Cross-Organization data asset Ownership and accountability.
Standardized rules and regulations.
Dedicated Data Steward/Data Administrator.
High-quality, reliable data.
Transparency.

Upon successful implementation, data governance ensures that the data estate is cleanly audited, evaluated, documented, managed, protected and trustworthy. However, implementing unified data governance across any organization is challenging because of many factors such as:

Organization-wide acceptance and cross domain collaboration.
Existence of siloed data with multiple sources of truth.
Balancing governance standards and flexibility.
Stakeholder alignment.
Access control.

A few recommendations for a successful data governance implementation include:

Think big but start small.
Appoint an executive sponsor.
Aligning stakeholders & build the case for data governance.
Develop the right metrics.
Keep communicating with all stakeholders.

Understanding data governance characteristics¶

A robust framework for enterprise-scale data governance includes important characteristics and functions that are defined below.

Defining data catalog, data discovery, and main features¶

The process of data cataloging and discovery includes maintaining a physical record of organization's metadata and data assets, in a unified and scalable manner. This is then enables automatic identification, description, logical search, and discovery.

Metadata consists of both technical properties of the dataset and business metadata.

Technical properties include data schema and structure, physical location, type, format, approximate size, and lineage.
Business metadata includes related glossary terms, data owners, data stewards, data classifications, data sensitivity and more.

Data catalog is a central collection of enterprise metadata. It offers a unified view to manage the organization’s data, which is crucial for meeting regulations like GDPR. Furthermore, it provides other insights to understand how data is being created and used across the data estate.

At a minimum, a data catalog should enable the following features:

Onboard dataset metadata: Ideally, metadata updates happen regularly, automatically, and at scale—generally through data source scanning—which would capture all technical metadata associated with each dataset, including data lineage.
Curate and enrich: After the dataset metadata has been onboarded, the catalog should enable dataset owners and stewards to enrich the metadata with any business-specific information, including associated glossary terms. It should also ideally enable automatic classification of the dataset at scale for effective data governance.
Enable data discoverability and evaluation: Data catalog should enable users to efficiently search and browse for datasets across technical metadata dimensions and business semantics. It should also allow users to quickly and easily evaluate datasets to determine if they're fit for the intended purpose. This check can be done by allowing dataset previews, showing lineage information, data sensitivity, related glossary terms and more.

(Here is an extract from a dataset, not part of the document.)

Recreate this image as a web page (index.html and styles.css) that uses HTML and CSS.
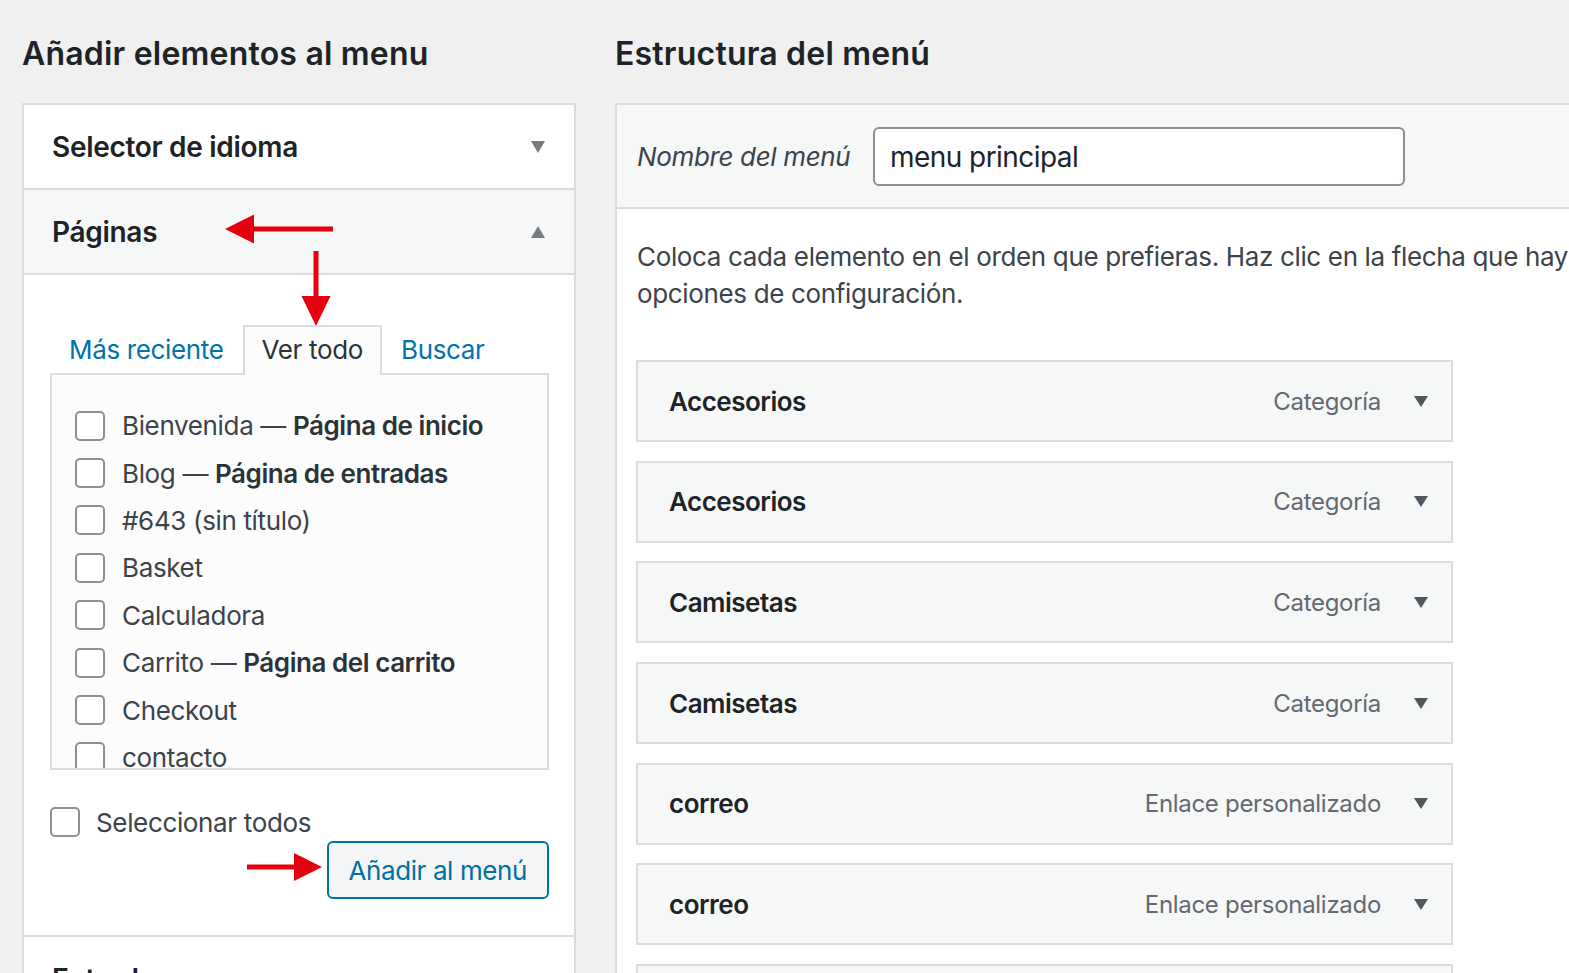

Data discovery: provides the data intelligence an organization needs to develop new products and services that provide scalable data governance, protect data from risk exposure, democratizing data use and uncover new insights and opportunities in business value creation.

At a minimum, data discovery should enable the following features:

Metadata synchronization: Large enterprises might have several divisions, subsidiaries or companies with different data catalogs that use one or several technologies. It's common to see a need for data discovery across the whole enterprise. A solution is to synchronize metadata (such as, data catalogs' data). The Azure Architecture center gives you guidance on how to consolidate the metadata in Purview by providing a collection structure that hosts the result of scanned data, and imported metadata. It also proposes an architecture to implement the synchronization from external data catalogs. Other data catalog vendors can also provide similar guidance or components (for example, Azure Purview to Collibra Integration - Collibra Marketplace).

Machine Learning (ML) based solutions: The data discovery process can be enhanced by using machine learning. By using machine learning techniques, data discovery becomes smart. ML can discover and infer relationships between data. It can also accelerate an organization’s understanding of their data.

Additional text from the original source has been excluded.